My colleagues (security engineers, pen testers, compliance consultants) and I started a chaotic and interesting discussion today, the topic being “Is the internet safer today compared to 10 years ago”? I realize that this is a very broad question, but if you have any off-the-top of your head Boolean-type answer, I would be grateful to hear it.

Hmm September 13, 2018 2:05 PM

“Is the internet safer today compared to 10 years ago”

Well, define the use case, define “safer” and define for whom it would be more or less safe?

All users are not equal, all systems are not equal, and the internet is a big place.
If you tried to aggregate all of it you get a “beige” result of little comparative value.

*(IMO)

Clive Robinson September 14, 2018 12:53 AM

@ Pascal Cretain,

You also want to work out some way of making the comparison.

That is by number of people in the world / country / by connecting / by connected hour / by data sent&received / etc. But do you want that for the attackers or attacked or total…

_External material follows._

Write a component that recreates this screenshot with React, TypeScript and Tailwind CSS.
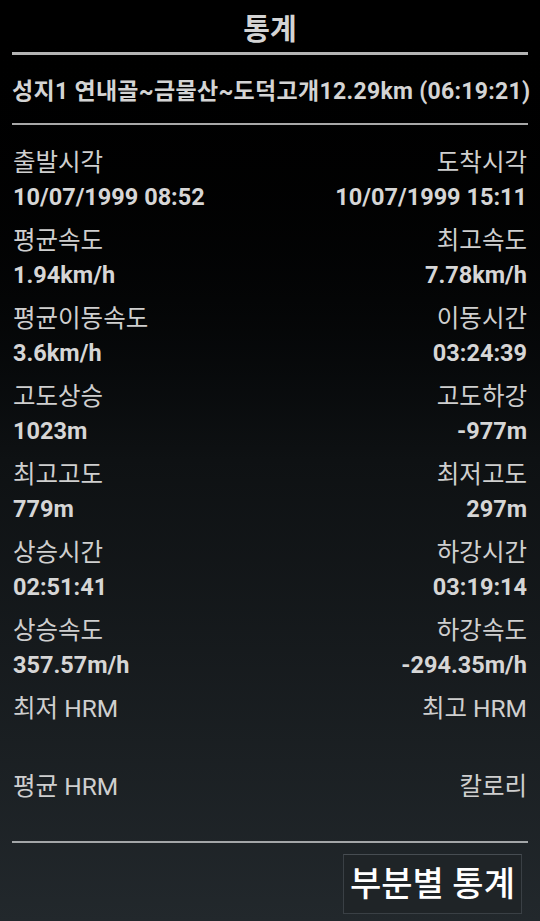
const font = { fontFamily: 'Roboto, "Noto Sans CJK KR", sans-serif' };

type Stat = { left: string; leftValue?: string; right: string; rightValue?: string };

const stats: Stat[] = [
  { left: '출발시각', leftValue: '10/07/1999 08:52', right: '도착시각', rightValue: '10/07/1999 15:11' },
  { left: '평균속도', leftValue: '1.94km/h', right: '최고속도', rightValue: '7.78km/h' },
  { left: '평균이동속도', leftValue: '3.6km/h', right: '이동시간', rightValue: '03:24:39' },
  { left: '고도상승', leftValue: '1023m', right: '고도하강', rightValue: '-977m' },
  { left: '최고고도', leftValue: '779m', right: '최저고도', rightValue: '297m' },
  { left: '상승시간', leftValue: '02:51:41', right: '하강시간', rightValue: '03:19:14' },
  { left: '상승속도', leftValue: '357.57m/h', right: '하강속도', rightValue: '-294.35m/h' },
  { left: '최저 HRM', right: '최고 HRM' },
  { left: '평균 HRM', right: '칼로리' },
];

function StatRow({ stat }: { stat: Stat }) {
  return (
    <div className="flex justify-between">
      <div className="flex flex-col">
        <span className="h-[36px] leading-[38px] text-[24.5px] text-[#cfcfcf]">{stat.left}</span>
        <span className="h-[34px] leading-[34px] text-[23.5px] font-bold text-[#d6d6d6]">{stat.leftValue}</span>
      </div>
      <div className="flex flex-col items-end">
        <span className="h-[36px] leading-[38px] text-[24.5px] text-[#cfcfcf]">{stat.right}</span>
        <span className="h-[34px] leading-[34px] text-[23.5px] font-bold text-[#d6d6d6]">{stat.rightValue}</span>
      </div>
    </div>
  );
}

export default function App() {
  return (
    <div
      style={font}
      className="w-[540px] h-[921px] overflow-hidden bg-gradient-to-b from-black via-[#0e1113] to-[#22282c] px-[12px]"
    >
      {/* Title */}
      <div className="pt-[8px] h-[52px] leading-[44px] text-center text-[29px] font-bold text-[#d4d4d4]">통계</div>
      <div className="h-[3px] bg-[#b4b4b4]" />

      {/* Track */}
      <div className="pt-[4px] h-[68px] leading-[66px] text-[23px] font-bold text-[#d4d4d4] whitespace-nowrap tracking-[0.3px]">
        성지1 연내골~금물산~도덕고개12.29km (06:19:21)
      </div>
      <div className="h-[2px] bg-[#a8a8a8]" />

      {/* Stats */}
      <div className="pt-[19px] flex flex-col gap-[8px] px-[1px]">
        {stats.map((s) => (
          <StatRow key={s.left} stat={s} />
        ))}
      </div>
      <div className="mt-[3px] h-[2px] bg-[#a3a6a8]" />

      {/* Footer */}
      <div className="flex justify-end pt-[11px] pr-[6px]">
        <button className="w-[179px] h-[60px] border border-[#3a4045] border-t-[#474d52] bg-[#1f2427] text-[34px] font-medium text-white leading-none whitespace-nowrap">
          부분별 통계
        </button>
      </div>
    </div>
  );
}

Then the method used by the attacker of which there are many some of which just need the connection to a vulnerable computer or as in phishing attacks require a vulnerable user…

Then if it’s by attack attempt tried / detected / connected / repeled / successfull / etc.

Then by target type ie hardware / OS / app / etc.

Depending on any combination of these will wildly vary your results.

After all there was a time where advise was “use a Mac not a PC” which did not reflect the safty of Apple -v- Microsoft -v- Linux but just who was writting the attacks for script kiddies to use. That is the attackers were concentrating on MS because it had the greatest number of machines on the network and MAC and Linux boxes were seen as not worth bothering with by attackers.

Like any “crime statistic” the figures can be massaged to show what you want.